[start MATERIAL PROVIDED]

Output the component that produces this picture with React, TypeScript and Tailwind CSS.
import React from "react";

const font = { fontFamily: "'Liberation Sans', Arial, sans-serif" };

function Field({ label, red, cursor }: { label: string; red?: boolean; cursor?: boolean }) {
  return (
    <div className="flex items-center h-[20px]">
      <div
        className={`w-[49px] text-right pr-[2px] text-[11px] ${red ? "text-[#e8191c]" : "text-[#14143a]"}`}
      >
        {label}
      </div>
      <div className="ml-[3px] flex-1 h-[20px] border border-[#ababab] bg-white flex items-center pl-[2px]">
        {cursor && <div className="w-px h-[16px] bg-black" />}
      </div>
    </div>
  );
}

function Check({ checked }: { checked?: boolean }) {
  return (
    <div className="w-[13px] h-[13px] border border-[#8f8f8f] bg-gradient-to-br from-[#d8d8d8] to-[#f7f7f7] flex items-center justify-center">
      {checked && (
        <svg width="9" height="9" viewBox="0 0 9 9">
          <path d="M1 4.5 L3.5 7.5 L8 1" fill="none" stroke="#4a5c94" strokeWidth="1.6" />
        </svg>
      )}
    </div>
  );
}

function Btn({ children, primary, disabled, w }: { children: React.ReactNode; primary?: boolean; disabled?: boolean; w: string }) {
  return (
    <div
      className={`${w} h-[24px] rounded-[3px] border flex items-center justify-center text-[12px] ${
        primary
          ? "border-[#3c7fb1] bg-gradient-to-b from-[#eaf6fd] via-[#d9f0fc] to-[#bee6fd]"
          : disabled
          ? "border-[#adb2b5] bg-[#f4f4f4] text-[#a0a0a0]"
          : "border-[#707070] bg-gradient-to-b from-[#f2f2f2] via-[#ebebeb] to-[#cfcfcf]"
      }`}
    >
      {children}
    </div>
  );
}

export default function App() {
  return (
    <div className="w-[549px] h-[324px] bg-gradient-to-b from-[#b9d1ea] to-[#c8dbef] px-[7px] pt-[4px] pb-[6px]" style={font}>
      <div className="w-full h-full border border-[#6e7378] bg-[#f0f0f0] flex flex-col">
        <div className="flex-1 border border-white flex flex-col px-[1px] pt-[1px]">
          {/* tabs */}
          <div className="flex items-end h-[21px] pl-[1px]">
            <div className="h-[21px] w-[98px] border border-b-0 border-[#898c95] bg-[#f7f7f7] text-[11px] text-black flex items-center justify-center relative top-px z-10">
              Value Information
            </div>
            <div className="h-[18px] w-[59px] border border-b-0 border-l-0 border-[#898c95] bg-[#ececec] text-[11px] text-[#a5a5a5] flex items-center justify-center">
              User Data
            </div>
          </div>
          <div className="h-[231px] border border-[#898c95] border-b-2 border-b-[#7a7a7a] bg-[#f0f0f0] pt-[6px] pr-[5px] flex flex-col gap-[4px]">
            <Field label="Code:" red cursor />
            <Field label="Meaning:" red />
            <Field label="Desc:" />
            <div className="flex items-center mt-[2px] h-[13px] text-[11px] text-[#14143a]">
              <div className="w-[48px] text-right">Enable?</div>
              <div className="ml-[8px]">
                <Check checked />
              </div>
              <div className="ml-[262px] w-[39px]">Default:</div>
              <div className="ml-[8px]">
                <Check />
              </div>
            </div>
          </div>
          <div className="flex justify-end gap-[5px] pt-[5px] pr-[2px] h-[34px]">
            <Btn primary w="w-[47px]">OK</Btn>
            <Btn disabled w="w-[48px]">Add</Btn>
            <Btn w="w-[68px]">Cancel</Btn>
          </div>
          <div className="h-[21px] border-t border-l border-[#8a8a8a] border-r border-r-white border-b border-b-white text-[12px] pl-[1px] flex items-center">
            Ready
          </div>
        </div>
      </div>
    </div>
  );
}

[end MATERIAL PROVIDED]

PROBLEM DESCRIPTION - Copy out the data shown above without altering anything.

SOLUTION FOR THIS EXERCISE -
Output the component that produces this picture with React, TypeScript and Tailwind CSS.
import React from "react";

const font = { fontFamily: "'Liberation Sans', Arial, sans-serif" };

function Field({ label, red, cursor }: { label: string; red?: boolean; cursor?: boolean }) {
  return (
    <div className="flex items-center h-[20px]">
      <div
        className={`w-[49px] text-right pr-[2px] text-[11px] ${red ? "text-[#e8191c]" : "text-[#14143a]"}`}
      >
        {label}
      </div>
      <div className="ml-[3px] flex-1 h-[20px] border border-[#ababab] bg-white flex items-center pl-[2px]">
        {cursor && <div className="w-px h-[16px] bg-black" />}
      </div>
    </div>
  );
}

function Check({ checked }: { checked?: boolean }) {
  return (
    <div className="w-[13px] h-[13px] border border-[#8f8f8f] bg-gradient-to-br from-[#d8d8d8] to-[#f7f7f7] flex items-center justify-center">
      {checked && (
        <svg width="9" height="9" viewBox="0 0 9 9">
          <path d="M1 4.5 L3.5 7.5 L8 1" fill="none" stroke="#4a5c94" strokeWidth="1.6" />
        </svg>
      )}
    </div>
  );
}

function Btn({ children, primary, disabled, w }: { children: React.ReactNode; primary?: boolean; disabled?: boolean; w: string }) {
  return (
    <div
      className={`${w} h-[24px] rounded-[3px] border flex items-center justify-center text-[12px] ${
        primary
          ? "border-[#3c7fb1] bg-gradient-to-b from-[#eaf6fd] via-[#d9f0fc] to-[#bee6fd]"
          : disabled
          ? "border-[#adb2b5] bg-[#f4f4f4] text-[#a0a0a0]"
          : "border-[#707070] bg-gradient-to-b from-[#f2f2f2] via-[#ebebeb] to-[#cfcfcf]"
      }`}
    >
      {children}
    </div>
  );
}

export default function App() {
  return (
    <div className="w-[549px] h-[324px] bg-gradient-to-b from-[#b9d1ea] to-[#c8dbef] px-[7px] pt-[4px] pb-[6px]" style={font}>
      <div className="w-full h-full border border-[#6e7378] bg-[#f0f0f0] flex flex-col">
        <div className="flex-1 border border-white flex flex-col px-[1px] pt-[1px]">
          {/* tabs */}
          <div className="flex items-end h-[21px] pl-[1px]">
            <div className="h-[21px] w-[98px] border border-b-0 border-[#898c95] bg-[#f7f7f7] text-[11px] text-black flex items-center justify-center relative top-px z-10">
              Value Information
            </div>
            <div className="h-[18px] w-[59px] border border-b-0 border-l-0 border-[#898c95] bg-[#ececec] text-[11px] text-[#a5a5a5] flex items-center justify-center">
              User Data
            </div>
          </div>
          <div className="h-[231px] border border-[#898c95] border-b-2 border-b-[#7a7a7a] bg-[#f0f0f0] pt-[6px] pr-[5px] flex flex-col gap-[4px]">
            <Field label="Code:" red cursor />
            <Field label="Meaning:" red />
            <Field label="Desc:" />
            <div className="flex items-center mt-[2px] h-[13px] text-[11px] text-[#14143a]">
              <div className="w-[48px] text-right">Enable?</div>
              <div className="ml-[8px]">
                <Check checked />
              </div>
              <div className="ml-[262px] w-[39px]">Default:</div>
              <div className="ml-[8px]">
                <Check />
              </div>
            </div>
          </div>
          <div className="flex justify-end gap-[5px] pt-[5px] pr-[2px] h-[34px]">
            <Btn primary w="w-[47px]">OK</Btn>
            <Btn disabled w="w-[48px]">Add</Btn>
            <Btn w="w-[68px]">Cancel</Btn>
          </div>
          <div className="h-[21px] border-t border-l border-[#8a8a8a] border-r border-r-white border-b border-b-white text-[12px] pl-[1px] flex items-center">
            Ready
          </div>
        </div>
      </div>
    </div>
  );
}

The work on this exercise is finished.